▶ Collected material
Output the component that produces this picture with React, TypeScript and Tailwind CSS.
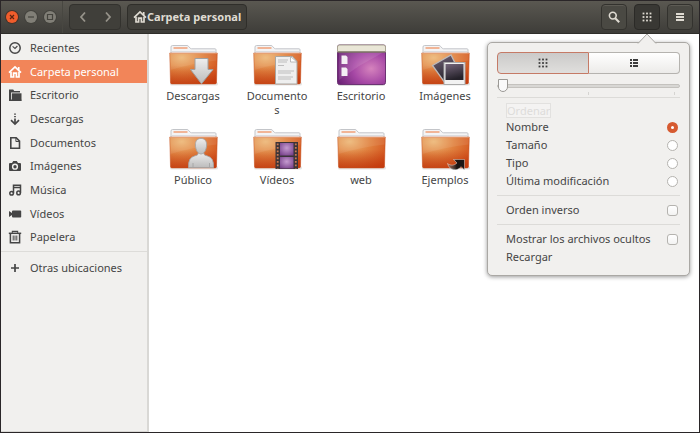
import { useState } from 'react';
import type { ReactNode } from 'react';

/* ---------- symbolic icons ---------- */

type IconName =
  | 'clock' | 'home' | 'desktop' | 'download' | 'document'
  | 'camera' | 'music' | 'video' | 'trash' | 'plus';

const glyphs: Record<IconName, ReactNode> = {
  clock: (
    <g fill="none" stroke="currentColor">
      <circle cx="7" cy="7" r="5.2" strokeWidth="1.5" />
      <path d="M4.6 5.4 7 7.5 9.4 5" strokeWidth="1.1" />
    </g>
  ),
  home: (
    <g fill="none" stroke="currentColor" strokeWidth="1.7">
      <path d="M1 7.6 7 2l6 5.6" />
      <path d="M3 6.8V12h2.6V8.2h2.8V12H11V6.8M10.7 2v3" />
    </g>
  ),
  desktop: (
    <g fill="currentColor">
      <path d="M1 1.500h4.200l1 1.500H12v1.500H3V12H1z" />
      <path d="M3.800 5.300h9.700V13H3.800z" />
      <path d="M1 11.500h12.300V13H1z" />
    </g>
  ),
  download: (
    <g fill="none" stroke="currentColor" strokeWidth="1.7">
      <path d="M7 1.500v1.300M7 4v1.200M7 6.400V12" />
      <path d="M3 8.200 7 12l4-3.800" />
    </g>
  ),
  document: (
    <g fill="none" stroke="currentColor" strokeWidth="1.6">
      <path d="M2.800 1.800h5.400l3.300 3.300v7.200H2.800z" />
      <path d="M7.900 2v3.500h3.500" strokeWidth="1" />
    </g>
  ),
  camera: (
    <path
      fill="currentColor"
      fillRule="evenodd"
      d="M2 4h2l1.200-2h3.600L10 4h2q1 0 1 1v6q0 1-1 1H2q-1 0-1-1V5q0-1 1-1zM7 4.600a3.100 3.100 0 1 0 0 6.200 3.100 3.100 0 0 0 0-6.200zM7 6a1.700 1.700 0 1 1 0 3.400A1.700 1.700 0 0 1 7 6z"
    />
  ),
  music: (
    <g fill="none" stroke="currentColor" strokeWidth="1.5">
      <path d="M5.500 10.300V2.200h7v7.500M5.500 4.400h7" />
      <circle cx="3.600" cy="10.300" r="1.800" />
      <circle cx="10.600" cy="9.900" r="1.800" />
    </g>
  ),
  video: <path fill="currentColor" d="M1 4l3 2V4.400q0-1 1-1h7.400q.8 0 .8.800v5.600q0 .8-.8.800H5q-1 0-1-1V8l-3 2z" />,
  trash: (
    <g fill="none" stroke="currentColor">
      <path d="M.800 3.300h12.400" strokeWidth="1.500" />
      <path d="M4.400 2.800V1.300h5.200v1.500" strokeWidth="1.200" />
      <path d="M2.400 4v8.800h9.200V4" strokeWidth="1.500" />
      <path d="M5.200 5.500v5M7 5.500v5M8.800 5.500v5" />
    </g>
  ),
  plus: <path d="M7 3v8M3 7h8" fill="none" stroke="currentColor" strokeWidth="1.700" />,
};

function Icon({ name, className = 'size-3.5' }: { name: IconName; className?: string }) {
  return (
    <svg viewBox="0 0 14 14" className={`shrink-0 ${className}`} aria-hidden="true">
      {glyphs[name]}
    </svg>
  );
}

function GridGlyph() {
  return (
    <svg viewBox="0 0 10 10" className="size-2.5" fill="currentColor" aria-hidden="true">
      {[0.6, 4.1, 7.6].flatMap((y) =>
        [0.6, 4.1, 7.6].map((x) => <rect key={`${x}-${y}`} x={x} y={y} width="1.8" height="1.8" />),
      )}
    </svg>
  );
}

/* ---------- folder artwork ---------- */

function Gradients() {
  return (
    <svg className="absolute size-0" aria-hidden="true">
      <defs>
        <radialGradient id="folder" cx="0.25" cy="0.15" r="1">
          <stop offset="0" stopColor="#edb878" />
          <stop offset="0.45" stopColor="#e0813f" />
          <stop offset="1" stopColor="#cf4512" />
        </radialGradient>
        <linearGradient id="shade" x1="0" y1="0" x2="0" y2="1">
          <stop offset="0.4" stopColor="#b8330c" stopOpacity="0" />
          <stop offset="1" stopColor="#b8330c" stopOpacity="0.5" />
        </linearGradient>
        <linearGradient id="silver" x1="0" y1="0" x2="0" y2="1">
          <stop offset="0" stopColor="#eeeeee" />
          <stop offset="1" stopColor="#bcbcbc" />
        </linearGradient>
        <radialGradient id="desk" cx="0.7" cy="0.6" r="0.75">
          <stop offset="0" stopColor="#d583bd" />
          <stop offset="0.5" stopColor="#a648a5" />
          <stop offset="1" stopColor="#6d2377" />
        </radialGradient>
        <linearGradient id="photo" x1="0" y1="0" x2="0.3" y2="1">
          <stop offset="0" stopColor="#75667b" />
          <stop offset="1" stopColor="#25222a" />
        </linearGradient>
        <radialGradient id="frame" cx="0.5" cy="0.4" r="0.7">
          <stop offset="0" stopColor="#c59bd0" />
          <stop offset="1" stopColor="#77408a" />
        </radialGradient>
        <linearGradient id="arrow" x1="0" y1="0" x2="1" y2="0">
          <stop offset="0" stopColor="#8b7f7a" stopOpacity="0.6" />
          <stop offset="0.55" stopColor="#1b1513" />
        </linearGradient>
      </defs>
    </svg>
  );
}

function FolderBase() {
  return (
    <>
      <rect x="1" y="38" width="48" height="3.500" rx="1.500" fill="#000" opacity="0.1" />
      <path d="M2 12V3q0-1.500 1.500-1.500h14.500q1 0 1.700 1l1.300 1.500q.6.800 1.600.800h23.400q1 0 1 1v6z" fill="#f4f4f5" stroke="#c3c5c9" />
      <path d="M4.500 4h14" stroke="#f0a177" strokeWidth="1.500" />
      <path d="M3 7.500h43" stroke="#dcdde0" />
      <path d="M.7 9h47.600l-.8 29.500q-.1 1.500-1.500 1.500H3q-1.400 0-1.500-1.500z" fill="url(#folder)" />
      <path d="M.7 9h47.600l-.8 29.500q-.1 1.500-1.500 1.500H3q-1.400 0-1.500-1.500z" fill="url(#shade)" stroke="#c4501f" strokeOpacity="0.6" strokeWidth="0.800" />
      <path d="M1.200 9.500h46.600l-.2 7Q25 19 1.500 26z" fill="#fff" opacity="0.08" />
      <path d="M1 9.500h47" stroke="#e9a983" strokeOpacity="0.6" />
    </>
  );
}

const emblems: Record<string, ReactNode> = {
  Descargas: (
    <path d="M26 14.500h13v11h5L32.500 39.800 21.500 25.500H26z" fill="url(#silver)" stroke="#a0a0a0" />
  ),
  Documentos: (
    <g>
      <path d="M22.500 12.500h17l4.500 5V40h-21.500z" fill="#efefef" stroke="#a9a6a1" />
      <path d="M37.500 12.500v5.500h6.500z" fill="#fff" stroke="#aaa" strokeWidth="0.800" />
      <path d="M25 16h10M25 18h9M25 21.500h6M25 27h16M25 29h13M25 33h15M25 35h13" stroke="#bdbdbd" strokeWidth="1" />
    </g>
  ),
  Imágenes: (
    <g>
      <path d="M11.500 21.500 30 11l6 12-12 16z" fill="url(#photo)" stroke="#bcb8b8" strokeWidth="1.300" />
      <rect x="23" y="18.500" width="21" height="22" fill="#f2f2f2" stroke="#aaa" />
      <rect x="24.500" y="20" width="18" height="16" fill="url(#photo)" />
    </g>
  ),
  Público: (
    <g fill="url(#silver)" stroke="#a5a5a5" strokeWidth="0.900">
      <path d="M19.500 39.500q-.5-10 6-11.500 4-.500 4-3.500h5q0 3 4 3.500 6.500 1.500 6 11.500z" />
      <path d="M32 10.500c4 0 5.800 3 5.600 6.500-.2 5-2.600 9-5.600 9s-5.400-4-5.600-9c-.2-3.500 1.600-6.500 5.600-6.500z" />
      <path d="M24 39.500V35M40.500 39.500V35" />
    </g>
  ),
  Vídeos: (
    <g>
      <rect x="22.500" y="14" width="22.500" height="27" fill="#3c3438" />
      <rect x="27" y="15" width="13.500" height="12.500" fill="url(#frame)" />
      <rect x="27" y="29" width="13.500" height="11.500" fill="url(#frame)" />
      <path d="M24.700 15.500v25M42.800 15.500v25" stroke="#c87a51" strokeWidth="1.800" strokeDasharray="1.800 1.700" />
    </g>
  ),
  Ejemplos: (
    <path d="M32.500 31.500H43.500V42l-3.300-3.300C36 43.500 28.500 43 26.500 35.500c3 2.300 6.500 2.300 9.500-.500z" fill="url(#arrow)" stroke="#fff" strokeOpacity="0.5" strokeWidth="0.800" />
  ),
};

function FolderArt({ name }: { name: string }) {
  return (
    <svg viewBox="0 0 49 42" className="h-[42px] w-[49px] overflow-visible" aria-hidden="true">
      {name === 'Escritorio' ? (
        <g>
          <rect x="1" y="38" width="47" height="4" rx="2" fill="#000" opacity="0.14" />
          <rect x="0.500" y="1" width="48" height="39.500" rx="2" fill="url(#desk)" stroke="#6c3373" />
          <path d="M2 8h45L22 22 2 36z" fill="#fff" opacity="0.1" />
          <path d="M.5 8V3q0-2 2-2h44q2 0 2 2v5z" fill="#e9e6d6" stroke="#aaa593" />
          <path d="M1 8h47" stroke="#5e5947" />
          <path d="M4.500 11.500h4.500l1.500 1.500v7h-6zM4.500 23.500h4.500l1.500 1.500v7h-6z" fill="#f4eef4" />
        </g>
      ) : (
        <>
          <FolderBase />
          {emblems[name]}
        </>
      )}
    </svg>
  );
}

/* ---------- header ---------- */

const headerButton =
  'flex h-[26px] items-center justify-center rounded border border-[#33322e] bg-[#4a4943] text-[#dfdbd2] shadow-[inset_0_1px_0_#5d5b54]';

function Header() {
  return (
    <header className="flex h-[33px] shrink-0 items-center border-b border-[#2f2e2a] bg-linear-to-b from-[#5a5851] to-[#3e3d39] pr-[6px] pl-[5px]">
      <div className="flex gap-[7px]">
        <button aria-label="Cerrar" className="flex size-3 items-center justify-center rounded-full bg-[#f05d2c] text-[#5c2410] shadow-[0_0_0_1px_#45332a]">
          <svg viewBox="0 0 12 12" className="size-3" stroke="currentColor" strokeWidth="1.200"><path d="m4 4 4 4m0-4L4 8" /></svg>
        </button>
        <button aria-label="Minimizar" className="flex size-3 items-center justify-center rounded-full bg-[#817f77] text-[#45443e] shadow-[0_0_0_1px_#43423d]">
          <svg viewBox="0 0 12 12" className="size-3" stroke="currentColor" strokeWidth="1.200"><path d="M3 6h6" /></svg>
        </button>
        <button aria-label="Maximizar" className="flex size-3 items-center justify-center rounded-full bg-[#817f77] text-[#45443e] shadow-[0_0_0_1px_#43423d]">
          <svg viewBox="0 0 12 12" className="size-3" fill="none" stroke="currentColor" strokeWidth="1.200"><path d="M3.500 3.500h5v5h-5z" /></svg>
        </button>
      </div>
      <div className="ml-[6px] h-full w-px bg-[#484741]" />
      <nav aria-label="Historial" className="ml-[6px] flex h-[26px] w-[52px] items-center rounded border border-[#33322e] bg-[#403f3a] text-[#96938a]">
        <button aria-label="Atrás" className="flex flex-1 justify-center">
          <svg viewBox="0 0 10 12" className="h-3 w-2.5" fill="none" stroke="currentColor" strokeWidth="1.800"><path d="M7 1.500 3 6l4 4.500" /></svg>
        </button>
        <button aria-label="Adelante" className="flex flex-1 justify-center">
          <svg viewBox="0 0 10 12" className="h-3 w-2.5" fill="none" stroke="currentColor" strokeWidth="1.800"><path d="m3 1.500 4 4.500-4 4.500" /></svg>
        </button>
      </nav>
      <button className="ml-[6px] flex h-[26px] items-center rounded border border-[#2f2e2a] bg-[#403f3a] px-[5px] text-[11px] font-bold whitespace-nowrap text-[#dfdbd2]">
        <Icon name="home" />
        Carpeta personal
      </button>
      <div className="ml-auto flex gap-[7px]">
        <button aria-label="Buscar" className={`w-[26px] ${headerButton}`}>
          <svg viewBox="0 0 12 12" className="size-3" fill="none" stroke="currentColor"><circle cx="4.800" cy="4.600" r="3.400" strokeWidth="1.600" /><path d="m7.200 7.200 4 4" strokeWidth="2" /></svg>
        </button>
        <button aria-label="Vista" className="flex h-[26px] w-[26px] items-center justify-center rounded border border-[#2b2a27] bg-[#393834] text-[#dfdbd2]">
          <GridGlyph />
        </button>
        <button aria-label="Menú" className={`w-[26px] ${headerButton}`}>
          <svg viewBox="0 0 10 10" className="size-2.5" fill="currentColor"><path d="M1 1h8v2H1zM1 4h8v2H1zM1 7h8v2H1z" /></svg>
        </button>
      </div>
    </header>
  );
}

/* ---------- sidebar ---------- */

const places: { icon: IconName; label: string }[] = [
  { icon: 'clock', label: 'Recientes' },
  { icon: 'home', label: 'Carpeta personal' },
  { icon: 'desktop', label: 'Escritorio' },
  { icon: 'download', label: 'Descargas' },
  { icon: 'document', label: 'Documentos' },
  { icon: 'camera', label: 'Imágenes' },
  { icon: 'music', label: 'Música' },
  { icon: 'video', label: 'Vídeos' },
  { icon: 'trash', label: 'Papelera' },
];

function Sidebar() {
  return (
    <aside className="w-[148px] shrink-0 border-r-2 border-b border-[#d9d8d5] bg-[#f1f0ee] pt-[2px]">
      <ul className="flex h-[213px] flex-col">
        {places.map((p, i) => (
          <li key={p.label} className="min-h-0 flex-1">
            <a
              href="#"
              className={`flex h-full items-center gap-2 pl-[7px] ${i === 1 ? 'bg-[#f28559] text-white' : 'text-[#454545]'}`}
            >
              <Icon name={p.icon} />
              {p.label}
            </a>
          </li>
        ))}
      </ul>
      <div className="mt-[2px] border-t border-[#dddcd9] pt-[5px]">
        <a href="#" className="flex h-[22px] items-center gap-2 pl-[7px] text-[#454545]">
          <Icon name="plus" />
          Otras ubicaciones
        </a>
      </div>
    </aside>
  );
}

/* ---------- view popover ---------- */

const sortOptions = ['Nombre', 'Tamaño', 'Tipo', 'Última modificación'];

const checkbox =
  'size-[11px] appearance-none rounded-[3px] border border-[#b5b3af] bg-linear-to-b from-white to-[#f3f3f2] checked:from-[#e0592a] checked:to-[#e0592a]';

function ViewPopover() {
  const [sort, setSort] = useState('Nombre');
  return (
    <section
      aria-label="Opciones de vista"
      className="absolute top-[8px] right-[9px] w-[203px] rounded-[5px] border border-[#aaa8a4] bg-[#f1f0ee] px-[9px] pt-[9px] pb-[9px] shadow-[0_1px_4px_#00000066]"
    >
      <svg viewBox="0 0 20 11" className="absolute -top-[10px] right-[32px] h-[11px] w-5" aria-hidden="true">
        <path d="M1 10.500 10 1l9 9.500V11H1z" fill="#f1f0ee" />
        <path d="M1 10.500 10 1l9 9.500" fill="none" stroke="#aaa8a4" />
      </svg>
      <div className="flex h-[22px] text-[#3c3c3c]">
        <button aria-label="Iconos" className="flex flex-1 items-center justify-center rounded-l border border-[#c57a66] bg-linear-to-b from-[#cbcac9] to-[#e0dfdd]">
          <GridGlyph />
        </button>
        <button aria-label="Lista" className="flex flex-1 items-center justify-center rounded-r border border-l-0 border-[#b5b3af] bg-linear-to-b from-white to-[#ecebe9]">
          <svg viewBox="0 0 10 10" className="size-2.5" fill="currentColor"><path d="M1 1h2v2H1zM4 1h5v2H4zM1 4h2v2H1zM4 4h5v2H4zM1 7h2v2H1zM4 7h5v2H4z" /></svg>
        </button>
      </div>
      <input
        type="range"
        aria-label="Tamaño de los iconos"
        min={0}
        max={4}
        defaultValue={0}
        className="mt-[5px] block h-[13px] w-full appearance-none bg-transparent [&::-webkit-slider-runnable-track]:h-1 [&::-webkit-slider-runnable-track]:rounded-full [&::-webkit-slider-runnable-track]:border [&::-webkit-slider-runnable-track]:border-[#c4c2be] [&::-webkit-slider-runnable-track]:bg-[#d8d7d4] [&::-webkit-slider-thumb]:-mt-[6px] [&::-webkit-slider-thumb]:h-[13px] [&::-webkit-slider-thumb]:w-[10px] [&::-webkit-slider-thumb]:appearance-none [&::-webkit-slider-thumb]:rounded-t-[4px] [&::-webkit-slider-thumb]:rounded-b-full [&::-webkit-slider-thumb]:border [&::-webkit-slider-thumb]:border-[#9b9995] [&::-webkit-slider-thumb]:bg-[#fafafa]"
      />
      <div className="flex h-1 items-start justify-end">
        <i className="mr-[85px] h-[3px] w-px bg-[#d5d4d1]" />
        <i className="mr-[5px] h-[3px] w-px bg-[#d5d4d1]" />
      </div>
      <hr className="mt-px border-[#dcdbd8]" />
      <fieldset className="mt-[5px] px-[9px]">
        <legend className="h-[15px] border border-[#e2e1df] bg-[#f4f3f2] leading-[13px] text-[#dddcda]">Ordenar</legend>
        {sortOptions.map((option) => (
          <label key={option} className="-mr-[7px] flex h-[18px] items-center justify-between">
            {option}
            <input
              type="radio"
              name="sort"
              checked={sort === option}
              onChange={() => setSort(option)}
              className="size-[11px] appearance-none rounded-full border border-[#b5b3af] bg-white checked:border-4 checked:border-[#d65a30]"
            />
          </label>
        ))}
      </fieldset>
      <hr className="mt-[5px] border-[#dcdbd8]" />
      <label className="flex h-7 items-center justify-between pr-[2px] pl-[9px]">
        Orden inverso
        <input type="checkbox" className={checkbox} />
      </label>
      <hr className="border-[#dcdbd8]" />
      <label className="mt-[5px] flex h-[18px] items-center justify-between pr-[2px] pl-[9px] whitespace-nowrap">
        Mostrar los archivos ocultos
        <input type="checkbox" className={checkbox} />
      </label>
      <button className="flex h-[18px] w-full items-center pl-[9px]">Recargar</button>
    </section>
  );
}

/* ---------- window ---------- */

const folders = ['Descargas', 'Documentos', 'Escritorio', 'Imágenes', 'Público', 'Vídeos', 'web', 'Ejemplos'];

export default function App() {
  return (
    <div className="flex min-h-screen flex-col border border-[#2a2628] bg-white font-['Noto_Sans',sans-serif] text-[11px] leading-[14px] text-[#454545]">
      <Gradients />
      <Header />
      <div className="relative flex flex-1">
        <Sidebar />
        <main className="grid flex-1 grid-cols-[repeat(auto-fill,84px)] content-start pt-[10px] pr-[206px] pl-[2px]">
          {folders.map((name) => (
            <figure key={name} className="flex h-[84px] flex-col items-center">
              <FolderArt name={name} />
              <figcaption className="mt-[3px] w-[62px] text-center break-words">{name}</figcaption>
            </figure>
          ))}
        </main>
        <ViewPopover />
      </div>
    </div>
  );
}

▶ What you have to do
Reproduce the material above from its first line through the line containing "icons ---------- */", both ends included, and skip every picture.

▶ Written response
Output the component that produces this picture with React, TypeScript and Tailwind CSS.
import { useState } from 'react';
import type { ReactNode } from 'react';

/* ---------- symbolic icons ---------- */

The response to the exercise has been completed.